According to Waweru Kariuki, a realtor and the author of The ABC of Real Estate Investment in Kenya, there are places where land can make you money for the same place to end up burning other investors.

For instance, Waweru points out that people who bought land in Kitengela in 2008 and sold it four years later in 2012 made good money. The average price for an acre of land was about Sh. 250,000. In 2012, the average price for the same land was Sh. 1.2 million.

“The real estate bubble in Kitengela burst around 2012. Land buyers who put their money in land in Kitengela in 2012 and sold in 2017 only managed to make a Sh. 300,000 profit,” he said.

Waweru contrasts this to people who had invested the same amount of money in Treasury Bills with an annual interest gain of 10 per cent. These investors would have raked in Sh. 1.9 million in the same period in contrast to those who went for land.

“The appreciation rate for land must not be lower than the inflation rate. If you buy a piece of land and its appreciation rate is slower than the rate of inflation, then you are actually making a loss on that investment, even if you sell the land for a profit,” he said.

According to Abura, buying land for speculation borders on gambling.

“Kenyans are spending Sh. 83.2 billion sports betting on mobile phones in six months. But this is not where the problem ends. More billions were spent on land betting across the country,” he says.

“If the government announces a road project, Kenyans will rush to acquire land along the prospective route the road will pass through.”

For instance, in 2015, speculators were left losses after the route of the prized standard gauge railway was altered to bypass their parcels of land on a 15km stretch between the port of Mombasa and Mariakani.

Abura also cautions that unless you’re planning to settle in a far flung area after retirement, you should not gamble with land simply because it is discounted.

“The trend is usually for larger scale buyers to acquire acres of land which is then subdivided and sold. This will not make sense unless you have capacity to use the land for large scale production,” he says.

Acquisition of land through chamas and table banking groups has also gained popularity as a means for members to own property.

It might seem plausible for a group of ten chama members to acquire an acre and a half of land at Sh. 2 million then subdivide the land into ten equal plots with access roads which are then shared amongst the members.

This would mean that each member acquired their plot share at Sh. 200,000 through the chama.

However, Abura says that it would be wiser to invest the Sh. 2 million in government bonds, or in acquisition of a more strategic, but expensive parcel of land that guarantees faster appreciation.

“Cheap land will have appreciation delays. But pricier land in an area whose bubble hasn’t burst will present better prospects, both for resale and commercial development,” he says.

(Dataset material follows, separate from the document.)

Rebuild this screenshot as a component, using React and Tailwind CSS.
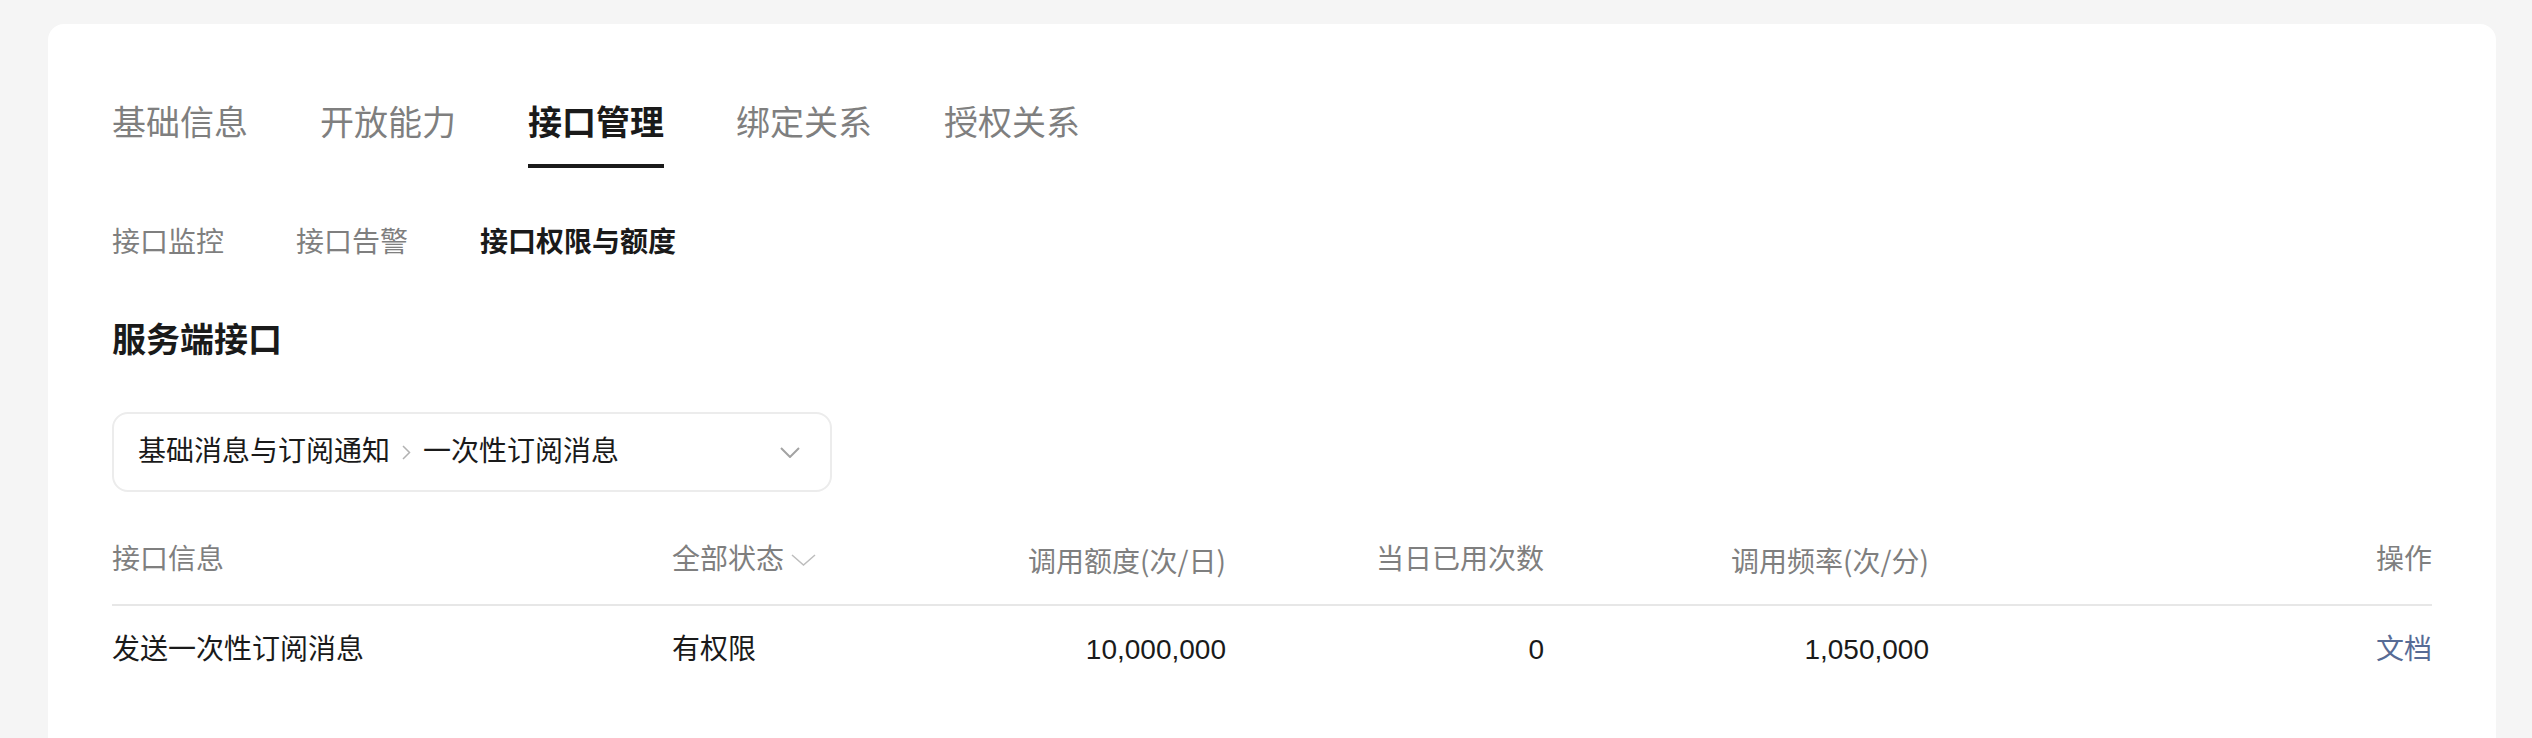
import React from "react";

const font = { fontFamily: '"Liberation Sans", "Noto Sans CJK SC", sans-serif' };

function Chevron({ className, w, h, color, sw }) {
  return (
    <svg width={w} height={h} viewBox={`0 0 ${w} ${h}`} className={className} fill="none">
      <polyline points={`1,1 ${w / 2},${h - 1} ${w - 1},1`} stroke={color} strokeWidth={sw} strokeLinejoin="miter" />
    </svg>
  );
}

export default function App() {
  const mainTabs = ["基础信息", "开放能力", "接口管理", "绑定关系", "授权关系"];
  const subTabs = ["接口监控", "接口告警", "接口权限与额度"];
  return (
    <div className="min-h-screen bg-[#f5f5f5] pt-[24px] pl-[48px] pr-[36px]" style={font}>
      <div className="bg-white rounded-[16px] pt-[75px] px-[64px] pb-[72px]">
        {/* main tabs */}
        <div className="flex gap-[72px]">
          {mainTabs.map((t, i) => (
            <div key={t} className="flex flex-col">
              <span
                className={
                  "text-[34px] leading-[48px] " +
                  (i === 2 ? "text-[#1a1a1a] font-semibold" : "text-[#7f7f7f]")
                }
              >
                {t}
              </span>
              <div className={"mt-[17px] h-[4px] " + (i === 2 ? "bg-[#1a1a1a]" : "bg-transparent")} />
            </div>
          ))}
        </div>

        {/* sub tabs */}
        <div className="flex gap-[72px] mt-[55px]">
          {subTabs.map((t, i) => (
            <span
              key={t}
              className={
                "text-[28px] leading-[40px] " +
                (i === 2 ? "text-[#1a1a1a] font-semibold" : "text-[#7f7f7f]")
              }
            >
              {t}
            </span>
          ))}
        </div>

        {/* heading */}
        <div className="mt-[53px] text-[34px] leading-[48px] font-semibold text-[#1a1a1a]">服务端接口</div>

        {/* select */}
        <div className="mt-[48px] w-[720px] h-[80px] rounded-[16px] border-2 border-[#ececec] flex items-center justify-between pl-[24px] pr-[30px]">
          <div className="flex items-center text-[28px] leading-[40px] text-[#1a1a1a]">
            <span>基础消息与订阅通知</span>
            <svg width="9" height="15" viewBox="0 0 9 15" fill="none" className="mx-[12px]">
              <polyline points="1,1 7.5,7.5 1,14" stroke="#b2b2b2" strokeWidth="1.5" />
            </svg>
            <span>一次性订阅消息</span>
          </div>
          <Chevron w={20} h={11} color="#a3a3a3" sw={2} />
        </div>

        {/* table */}
        <div className="mt-[28px]">
          <div className="grid grid-cols-[560px_280px_274px_318px_385px_1fr] text-[28px] leading-[40px] text-[#7f7f7f] pt-[20px] pb-[24px] border-b-2 border-[#e7e7e7]">
            <div>接口信息</div>
            <div className="flex items-center">
              <span>全部状态</span>
              <Chevron className="ml-[7px]" w={25} h={12} color="#bdbdbd" sw={1.5} />
            </div>
            <div className="text-right" style={{ fontFamily: '"Noto Sans CJK SC", sans-serif' }}>调用额度(次/日)</div>
            <div className="text-right">当日已用次数</div>
            <div className="text-right" style={{ fontFamily: '"Noto Sans CJK SC", sans-serif' }}>调用频率(次/分)</div>
            <div className="text-right">操作</div>
          </div>
          <div className="grid grid-cols-[560px_280px_274px_318px_385px_1fr] text-[28px] leading-[40px] text-[#1a1a1a] pt-[24px] pb-[24px]">
            <div>发送一次性订阅消息</div>
            <div>有权限</div>
            <div className="text-right">10,000,000</div>
            <div className="text-right">0</div>
            <div className="text-right">1,050,000</div>
            <div className="text-right text-[#576b95]">文档</div>
          </div>
        </div>
      </div>
    </div>
  );
}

This means that Sh. 2 million invested in a more strategic single plot could prove to be a more rewarding venture than an acre and half purchased at Sh. 2 million.

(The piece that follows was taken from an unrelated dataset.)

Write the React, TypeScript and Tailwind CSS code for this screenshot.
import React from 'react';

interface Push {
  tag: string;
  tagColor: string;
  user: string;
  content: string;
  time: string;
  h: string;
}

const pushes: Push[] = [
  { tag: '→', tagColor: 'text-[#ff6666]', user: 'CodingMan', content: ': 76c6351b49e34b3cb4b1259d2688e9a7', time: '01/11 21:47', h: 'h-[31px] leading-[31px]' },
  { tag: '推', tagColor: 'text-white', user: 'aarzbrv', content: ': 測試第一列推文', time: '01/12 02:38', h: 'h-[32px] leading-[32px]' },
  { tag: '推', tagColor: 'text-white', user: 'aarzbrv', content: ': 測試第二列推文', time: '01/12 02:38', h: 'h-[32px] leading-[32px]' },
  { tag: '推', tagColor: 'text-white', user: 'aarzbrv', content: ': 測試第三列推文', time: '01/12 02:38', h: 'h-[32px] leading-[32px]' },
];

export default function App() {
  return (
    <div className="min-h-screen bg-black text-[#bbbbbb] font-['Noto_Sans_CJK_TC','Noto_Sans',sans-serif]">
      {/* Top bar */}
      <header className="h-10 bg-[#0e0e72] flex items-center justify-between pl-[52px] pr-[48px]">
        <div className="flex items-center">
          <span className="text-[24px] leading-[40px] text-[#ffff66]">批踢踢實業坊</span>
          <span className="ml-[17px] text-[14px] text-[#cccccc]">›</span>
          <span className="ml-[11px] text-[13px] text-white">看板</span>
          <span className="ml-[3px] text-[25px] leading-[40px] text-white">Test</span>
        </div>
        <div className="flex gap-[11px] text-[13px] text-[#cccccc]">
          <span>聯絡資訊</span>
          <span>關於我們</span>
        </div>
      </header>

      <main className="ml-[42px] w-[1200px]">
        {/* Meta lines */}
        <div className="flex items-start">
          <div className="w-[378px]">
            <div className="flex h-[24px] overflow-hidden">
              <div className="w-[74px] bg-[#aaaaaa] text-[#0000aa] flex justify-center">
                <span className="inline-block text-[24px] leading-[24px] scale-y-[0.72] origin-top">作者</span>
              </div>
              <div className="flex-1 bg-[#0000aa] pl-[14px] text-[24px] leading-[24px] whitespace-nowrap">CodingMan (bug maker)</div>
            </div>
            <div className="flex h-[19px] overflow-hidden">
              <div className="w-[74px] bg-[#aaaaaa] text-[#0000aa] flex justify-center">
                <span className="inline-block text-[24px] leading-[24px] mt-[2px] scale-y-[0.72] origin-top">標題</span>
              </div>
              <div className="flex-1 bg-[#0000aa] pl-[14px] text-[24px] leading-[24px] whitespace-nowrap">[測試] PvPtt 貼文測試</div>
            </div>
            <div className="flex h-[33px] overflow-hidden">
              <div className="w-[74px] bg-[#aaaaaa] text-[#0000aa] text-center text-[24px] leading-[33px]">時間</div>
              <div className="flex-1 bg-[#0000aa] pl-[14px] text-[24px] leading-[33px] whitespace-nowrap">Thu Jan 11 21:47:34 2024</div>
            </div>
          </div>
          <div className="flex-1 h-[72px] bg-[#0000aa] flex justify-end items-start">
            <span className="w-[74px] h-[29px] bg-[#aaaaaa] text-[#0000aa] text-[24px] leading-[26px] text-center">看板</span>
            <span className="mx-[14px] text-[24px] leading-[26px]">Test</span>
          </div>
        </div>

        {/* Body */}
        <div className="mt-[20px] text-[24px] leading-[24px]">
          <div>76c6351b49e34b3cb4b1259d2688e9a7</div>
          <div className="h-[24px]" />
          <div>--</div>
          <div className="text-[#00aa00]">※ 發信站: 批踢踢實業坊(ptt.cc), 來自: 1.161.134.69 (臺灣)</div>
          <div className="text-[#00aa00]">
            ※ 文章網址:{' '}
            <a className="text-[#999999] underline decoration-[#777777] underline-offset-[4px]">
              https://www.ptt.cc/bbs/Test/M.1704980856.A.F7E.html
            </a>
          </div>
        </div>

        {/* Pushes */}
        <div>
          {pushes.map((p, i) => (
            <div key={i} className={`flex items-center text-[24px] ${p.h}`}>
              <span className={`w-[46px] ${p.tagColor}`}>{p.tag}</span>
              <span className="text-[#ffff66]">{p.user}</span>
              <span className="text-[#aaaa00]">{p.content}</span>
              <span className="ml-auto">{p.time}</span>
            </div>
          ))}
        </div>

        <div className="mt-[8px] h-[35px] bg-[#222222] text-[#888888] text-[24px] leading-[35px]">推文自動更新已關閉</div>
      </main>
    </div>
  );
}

Speculators who have no intention of either building rentals or homes for sale have parceled out land into 40*80 or 50*100 pieces in Nairobi metropolitan areas that are not sufficient for large scale housing development.

This subdivision has spurred a speculative hike in prices.

For example, as of 2020, a 50*100 plot in Juja that sold for Sh. 1 million in 2012 sold at Sh. 8.5 million.

This was equivalent to a more than 750 per cent increase. In Ruaka, an acre of land that cost about Sh. 40 million in 2016 sold at Sh. 100 million.